## DATA FOR PROCESSING
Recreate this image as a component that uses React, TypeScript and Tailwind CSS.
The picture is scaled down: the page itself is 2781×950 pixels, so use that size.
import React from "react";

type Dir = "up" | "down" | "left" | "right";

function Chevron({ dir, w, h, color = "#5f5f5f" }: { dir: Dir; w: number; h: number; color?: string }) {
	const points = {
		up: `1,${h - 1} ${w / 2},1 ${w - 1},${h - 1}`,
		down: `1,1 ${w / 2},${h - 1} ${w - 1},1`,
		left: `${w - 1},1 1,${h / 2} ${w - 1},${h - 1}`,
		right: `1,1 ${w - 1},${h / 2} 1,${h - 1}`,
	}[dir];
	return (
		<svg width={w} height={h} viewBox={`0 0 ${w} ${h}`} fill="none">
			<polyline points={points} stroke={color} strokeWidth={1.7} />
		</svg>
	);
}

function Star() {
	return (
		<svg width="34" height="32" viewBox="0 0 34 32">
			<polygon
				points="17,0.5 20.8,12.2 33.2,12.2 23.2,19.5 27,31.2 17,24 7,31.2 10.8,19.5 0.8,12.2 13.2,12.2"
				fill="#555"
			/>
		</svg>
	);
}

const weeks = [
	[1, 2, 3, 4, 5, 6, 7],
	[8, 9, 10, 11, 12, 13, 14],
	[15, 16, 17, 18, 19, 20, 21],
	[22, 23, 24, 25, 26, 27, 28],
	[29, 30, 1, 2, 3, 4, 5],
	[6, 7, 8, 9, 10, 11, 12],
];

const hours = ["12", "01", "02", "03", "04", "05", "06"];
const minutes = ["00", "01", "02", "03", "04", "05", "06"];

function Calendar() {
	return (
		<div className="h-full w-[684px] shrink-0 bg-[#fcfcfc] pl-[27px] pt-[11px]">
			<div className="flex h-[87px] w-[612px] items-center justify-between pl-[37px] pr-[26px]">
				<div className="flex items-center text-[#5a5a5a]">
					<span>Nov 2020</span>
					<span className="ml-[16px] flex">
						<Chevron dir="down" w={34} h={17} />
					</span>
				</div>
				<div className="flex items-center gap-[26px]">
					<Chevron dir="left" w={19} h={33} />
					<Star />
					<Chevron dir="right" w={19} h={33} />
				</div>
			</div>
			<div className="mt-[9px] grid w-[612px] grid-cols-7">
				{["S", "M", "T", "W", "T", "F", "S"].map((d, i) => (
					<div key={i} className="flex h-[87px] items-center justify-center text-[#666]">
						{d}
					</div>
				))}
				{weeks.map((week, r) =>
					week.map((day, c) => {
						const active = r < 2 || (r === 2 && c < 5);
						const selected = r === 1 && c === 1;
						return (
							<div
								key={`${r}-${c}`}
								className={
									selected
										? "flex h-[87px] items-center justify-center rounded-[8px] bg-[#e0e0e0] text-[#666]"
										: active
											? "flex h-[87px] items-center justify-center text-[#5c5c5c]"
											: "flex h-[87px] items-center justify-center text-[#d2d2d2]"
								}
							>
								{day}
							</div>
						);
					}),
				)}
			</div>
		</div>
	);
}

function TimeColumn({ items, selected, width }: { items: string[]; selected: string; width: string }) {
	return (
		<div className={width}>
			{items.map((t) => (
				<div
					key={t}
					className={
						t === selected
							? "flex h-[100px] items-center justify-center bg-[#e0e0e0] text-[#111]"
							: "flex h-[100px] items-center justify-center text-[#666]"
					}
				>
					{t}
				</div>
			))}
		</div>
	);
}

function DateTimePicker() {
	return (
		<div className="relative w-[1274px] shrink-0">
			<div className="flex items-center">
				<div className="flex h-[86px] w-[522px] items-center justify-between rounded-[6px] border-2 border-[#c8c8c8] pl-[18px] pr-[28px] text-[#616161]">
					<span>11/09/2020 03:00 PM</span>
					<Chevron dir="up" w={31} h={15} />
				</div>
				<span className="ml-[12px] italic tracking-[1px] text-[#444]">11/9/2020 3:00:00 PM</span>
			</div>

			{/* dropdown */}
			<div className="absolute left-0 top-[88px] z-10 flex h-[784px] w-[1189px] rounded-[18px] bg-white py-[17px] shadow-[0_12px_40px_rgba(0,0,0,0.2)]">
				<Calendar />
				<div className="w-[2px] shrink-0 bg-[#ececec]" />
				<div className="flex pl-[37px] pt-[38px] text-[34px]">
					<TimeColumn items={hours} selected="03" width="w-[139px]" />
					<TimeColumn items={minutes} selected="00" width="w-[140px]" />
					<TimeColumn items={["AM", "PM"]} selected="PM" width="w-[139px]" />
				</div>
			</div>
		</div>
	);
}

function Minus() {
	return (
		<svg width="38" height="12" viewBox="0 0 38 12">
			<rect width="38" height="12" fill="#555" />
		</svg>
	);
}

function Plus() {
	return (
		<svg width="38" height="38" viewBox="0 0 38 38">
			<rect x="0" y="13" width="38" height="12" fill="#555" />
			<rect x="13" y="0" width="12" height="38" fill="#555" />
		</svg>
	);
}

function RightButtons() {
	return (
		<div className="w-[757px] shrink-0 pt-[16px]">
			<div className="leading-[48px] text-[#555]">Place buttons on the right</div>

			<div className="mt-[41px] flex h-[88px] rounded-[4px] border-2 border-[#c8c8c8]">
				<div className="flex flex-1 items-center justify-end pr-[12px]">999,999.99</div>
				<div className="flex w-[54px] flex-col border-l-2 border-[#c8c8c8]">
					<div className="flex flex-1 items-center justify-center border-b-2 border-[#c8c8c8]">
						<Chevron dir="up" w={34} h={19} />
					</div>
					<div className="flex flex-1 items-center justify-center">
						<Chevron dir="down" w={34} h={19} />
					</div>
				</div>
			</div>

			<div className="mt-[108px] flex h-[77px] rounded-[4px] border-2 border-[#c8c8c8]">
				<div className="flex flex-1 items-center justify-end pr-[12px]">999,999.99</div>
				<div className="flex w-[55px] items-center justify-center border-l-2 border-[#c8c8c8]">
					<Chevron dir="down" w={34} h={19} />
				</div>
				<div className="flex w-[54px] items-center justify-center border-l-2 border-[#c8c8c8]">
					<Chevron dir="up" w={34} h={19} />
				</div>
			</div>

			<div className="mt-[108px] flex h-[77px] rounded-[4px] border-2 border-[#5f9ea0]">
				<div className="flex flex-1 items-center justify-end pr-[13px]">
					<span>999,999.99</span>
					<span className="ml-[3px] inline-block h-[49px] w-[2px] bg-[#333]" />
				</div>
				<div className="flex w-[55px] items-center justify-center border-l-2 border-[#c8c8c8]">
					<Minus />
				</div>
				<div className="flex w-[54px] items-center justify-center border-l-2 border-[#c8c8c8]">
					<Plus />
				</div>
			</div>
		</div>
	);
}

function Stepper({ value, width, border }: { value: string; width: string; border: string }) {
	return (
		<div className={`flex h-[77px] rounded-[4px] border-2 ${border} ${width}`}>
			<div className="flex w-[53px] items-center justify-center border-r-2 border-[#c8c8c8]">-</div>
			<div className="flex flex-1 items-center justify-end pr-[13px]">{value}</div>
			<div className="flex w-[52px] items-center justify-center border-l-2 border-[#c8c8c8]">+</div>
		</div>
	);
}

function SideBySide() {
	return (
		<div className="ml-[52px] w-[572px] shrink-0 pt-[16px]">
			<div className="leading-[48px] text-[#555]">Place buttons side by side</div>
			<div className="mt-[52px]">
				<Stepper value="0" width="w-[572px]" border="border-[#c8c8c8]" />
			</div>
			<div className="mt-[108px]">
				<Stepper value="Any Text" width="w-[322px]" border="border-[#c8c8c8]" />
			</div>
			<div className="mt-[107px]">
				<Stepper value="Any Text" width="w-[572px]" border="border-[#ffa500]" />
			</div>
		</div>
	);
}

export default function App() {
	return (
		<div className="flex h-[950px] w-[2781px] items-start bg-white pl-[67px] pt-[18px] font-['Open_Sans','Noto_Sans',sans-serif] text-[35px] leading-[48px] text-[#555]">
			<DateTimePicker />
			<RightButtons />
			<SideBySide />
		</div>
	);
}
==
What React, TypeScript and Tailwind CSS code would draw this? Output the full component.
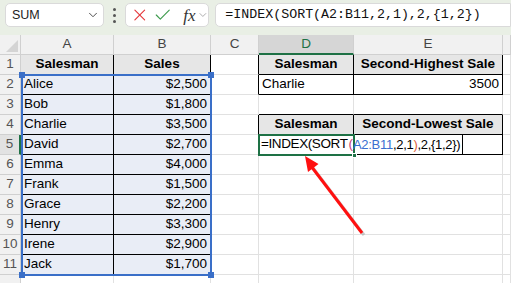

## PROBLEM REQUIREMENTS
Write out every line of the entries that holds the word "TypeScript".

## RESULT OF THIS EXERCISE
Recreate this image as a component that uses React, TypeScript and Tailwind CSS.
What React, TypeScript and Tailwind CSS code would draw this? Output the full component.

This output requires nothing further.